EXERCISE INSTRUCTIONS -
Which lines below hold the word "screenshot"? Copy all of them.

DATASET RECORDS -
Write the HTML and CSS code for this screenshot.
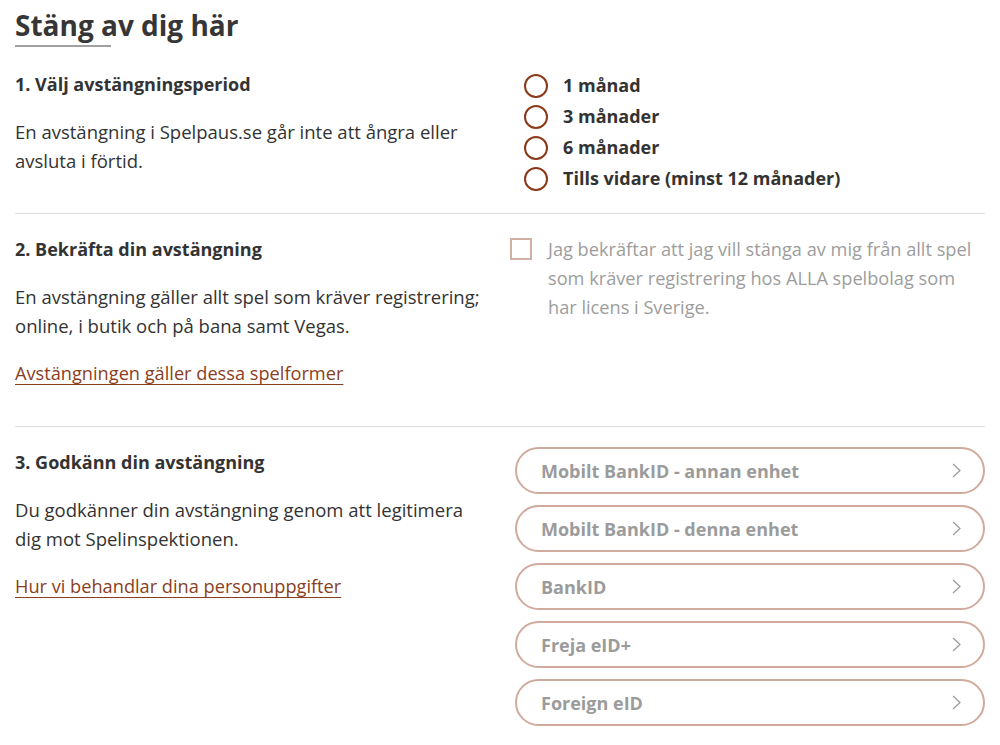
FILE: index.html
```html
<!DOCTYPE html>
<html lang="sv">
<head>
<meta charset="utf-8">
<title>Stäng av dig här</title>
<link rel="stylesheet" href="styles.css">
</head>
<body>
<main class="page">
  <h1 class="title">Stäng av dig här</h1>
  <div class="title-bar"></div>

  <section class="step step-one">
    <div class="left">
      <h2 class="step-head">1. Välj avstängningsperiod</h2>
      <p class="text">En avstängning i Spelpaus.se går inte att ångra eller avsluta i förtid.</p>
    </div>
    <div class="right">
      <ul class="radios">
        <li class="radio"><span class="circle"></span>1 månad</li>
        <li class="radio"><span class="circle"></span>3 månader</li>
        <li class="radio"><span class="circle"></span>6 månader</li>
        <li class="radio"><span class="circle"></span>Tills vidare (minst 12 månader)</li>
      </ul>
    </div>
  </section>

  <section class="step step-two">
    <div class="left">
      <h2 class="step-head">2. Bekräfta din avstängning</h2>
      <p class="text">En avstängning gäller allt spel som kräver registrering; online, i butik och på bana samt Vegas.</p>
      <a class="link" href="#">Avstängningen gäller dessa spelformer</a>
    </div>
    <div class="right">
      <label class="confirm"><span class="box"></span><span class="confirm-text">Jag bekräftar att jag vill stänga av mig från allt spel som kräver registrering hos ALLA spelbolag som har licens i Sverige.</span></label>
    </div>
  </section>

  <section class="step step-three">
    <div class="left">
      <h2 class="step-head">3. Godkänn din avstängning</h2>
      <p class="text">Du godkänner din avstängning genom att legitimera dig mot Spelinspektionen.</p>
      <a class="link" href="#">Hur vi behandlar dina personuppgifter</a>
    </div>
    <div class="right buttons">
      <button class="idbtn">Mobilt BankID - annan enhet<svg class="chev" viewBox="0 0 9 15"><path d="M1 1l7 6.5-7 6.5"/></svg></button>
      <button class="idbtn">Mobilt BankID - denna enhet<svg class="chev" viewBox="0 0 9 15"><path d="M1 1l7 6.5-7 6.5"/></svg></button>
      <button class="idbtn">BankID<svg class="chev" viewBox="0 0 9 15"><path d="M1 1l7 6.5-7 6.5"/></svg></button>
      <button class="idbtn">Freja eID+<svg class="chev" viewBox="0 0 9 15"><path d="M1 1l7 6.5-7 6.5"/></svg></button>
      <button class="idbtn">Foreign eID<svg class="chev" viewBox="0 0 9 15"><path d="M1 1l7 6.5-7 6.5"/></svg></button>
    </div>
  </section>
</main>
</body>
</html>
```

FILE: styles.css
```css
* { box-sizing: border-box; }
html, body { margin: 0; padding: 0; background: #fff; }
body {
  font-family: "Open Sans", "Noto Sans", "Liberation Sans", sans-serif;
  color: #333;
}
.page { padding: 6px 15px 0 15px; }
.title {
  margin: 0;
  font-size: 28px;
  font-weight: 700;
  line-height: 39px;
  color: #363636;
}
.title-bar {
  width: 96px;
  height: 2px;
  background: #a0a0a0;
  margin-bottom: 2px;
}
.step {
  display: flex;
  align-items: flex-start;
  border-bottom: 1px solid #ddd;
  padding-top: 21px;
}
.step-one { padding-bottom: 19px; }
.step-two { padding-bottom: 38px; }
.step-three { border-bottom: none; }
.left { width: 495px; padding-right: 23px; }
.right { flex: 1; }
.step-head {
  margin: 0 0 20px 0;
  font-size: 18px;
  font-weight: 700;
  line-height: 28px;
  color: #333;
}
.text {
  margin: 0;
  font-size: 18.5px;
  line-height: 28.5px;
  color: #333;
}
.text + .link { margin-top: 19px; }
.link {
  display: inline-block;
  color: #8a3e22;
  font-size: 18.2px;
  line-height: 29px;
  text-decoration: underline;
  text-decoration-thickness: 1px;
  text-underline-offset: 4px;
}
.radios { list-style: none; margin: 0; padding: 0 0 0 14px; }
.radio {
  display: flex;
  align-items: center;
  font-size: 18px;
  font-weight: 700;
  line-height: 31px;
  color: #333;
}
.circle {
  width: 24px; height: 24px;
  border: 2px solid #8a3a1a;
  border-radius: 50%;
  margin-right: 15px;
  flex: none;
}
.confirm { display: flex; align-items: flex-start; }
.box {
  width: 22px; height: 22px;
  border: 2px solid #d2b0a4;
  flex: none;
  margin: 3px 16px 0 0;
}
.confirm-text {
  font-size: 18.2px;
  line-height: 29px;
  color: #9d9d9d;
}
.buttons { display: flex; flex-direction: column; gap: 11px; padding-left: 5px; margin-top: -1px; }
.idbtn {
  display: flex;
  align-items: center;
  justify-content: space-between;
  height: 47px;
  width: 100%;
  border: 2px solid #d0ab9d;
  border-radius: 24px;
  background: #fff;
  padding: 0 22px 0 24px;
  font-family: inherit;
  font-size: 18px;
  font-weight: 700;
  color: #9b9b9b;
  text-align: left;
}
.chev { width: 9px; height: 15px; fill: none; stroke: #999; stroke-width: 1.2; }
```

==

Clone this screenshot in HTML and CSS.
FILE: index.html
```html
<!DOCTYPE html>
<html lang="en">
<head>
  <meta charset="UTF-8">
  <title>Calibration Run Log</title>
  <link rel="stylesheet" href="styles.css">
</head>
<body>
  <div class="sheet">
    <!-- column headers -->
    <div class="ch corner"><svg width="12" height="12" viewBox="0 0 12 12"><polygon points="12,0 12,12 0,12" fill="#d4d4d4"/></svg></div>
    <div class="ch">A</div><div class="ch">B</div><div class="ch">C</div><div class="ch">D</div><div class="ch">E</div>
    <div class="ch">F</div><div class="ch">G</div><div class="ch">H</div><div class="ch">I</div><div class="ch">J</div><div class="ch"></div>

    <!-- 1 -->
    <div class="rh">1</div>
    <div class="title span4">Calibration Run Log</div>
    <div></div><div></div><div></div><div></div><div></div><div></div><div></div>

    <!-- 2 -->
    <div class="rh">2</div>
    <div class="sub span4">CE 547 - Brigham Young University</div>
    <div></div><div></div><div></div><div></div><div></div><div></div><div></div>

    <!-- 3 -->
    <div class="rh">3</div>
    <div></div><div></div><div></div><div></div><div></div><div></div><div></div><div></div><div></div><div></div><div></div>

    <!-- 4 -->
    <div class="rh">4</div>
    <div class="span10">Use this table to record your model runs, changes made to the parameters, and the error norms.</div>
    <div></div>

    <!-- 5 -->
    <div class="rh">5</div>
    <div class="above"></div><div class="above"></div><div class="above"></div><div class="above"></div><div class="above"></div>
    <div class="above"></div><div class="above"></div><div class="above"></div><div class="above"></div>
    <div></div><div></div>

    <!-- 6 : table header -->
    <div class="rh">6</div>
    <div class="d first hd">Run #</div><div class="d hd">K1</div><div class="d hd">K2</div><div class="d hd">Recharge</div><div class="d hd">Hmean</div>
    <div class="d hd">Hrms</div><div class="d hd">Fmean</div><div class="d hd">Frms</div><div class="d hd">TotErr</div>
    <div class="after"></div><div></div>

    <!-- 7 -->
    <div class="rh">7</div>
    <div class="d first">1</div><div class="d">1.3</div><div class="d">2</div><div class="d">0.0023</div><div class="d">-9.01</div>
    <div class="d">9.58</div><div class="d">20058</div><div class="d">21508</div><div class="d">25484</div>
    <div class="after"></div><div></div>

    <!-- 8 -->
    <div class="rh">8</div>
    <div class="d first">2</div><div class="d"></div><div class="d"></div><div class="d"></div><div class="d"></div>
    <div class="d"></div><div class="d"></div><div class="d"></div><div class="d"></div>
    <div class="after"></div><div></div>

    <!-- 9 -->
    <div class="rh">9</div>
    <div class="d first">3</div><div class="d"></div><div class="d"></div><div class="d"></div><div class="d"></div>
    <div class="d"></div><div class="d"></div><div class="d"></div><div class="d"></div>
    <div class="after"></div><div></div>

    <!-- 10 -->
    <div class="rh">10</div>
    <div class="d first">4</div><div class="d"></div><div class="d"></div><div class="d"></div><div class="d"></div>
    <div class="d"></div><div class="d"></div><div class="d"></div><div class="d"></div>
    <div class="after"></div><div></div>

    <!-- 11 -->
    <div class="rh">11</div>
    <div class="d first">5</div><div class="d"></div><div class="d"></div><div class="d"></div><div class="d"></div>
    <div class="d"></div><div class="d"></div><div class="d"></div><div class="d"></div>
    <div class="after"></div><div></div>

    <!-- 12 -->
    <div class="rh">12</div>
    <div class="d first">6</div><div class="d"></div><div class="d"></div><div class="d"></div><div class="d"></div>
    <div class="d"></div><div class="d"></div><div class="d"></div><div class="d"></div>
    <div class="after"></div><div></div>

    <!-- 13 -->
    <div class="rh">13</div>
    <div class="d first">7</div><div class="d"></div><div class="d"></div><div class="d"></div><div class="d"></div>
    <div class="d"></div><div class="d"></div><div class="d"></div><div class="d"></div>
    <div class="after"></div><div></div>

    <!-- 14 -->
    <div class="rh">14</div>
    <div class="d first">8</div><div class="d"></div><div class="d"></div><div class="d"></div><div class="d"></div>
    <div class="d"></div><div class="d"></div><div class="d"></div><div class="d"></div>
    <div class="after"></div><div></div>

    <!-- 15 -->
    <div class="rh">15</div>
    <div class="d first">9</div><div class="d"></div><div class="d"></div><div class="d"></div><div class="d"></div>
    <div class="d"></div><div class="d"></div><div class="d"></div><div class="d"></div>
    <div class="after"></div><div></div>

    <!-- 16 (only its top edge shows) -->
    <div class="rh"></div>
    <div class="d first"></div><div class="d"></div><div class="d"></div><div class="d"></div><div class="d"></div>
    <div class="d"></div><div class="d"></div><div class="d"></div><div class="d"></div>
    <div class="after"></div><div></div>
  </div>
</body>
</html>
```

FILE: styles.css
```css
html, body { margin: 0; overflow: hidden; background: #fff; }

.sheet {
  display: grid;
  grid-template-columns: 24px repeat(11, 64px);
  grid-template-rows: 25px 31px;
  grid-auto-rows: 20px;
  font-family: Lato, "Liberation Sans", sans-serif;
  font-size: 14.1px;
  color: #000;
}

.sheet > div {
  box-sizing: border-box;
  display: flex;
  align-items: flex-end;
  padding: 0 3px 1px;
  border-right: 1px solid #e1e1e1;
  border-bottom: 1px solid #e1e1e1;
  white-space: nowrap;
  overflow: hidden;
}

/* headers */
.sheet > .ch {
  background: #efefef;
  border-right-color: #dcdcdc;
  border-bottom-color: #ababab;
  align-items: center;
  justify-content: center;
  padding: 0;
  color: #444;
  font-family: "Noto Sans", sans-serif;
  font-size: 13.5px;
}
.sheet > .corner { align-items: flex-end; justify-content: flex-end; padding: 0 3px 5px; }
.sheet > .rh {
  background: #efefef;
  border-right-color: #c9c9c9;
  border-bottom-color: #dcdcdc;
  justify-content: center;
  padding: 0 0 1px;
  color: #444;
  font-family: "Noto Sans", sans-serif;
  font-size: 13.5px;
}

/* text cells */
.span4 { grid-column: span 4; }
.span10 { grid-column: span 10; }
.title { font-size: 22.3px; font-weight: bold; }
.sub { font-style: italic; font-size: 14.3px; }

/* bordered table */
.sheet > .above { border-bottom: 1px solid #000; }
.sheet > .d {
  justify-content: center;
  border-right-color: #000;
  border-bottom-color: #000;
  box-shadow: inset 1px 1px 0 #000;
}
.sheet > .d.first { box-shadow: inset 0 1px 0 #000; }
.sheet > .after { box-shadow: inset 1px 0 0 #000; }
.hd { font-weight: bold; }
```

--

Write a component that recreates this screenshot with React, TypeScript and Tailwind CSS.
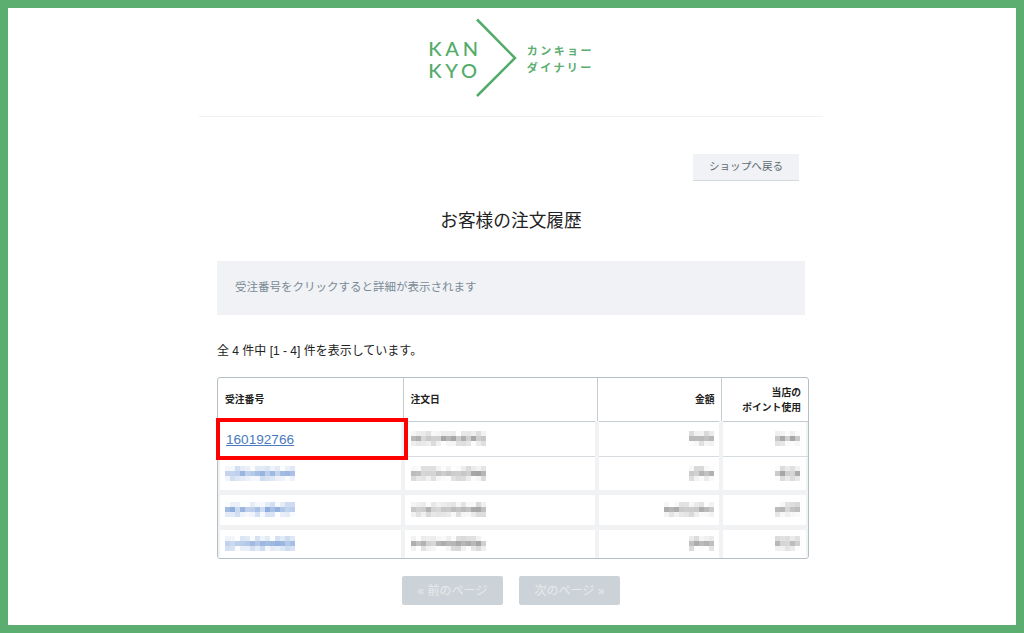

ANSWER TO THIS PROBLEM -
Write the HTML and CSS code for this screenshot.
Clone this screenshot in HTML and CSS.
Write a component that recreates this screenshot with React, TypeScript and Tailwind CSS.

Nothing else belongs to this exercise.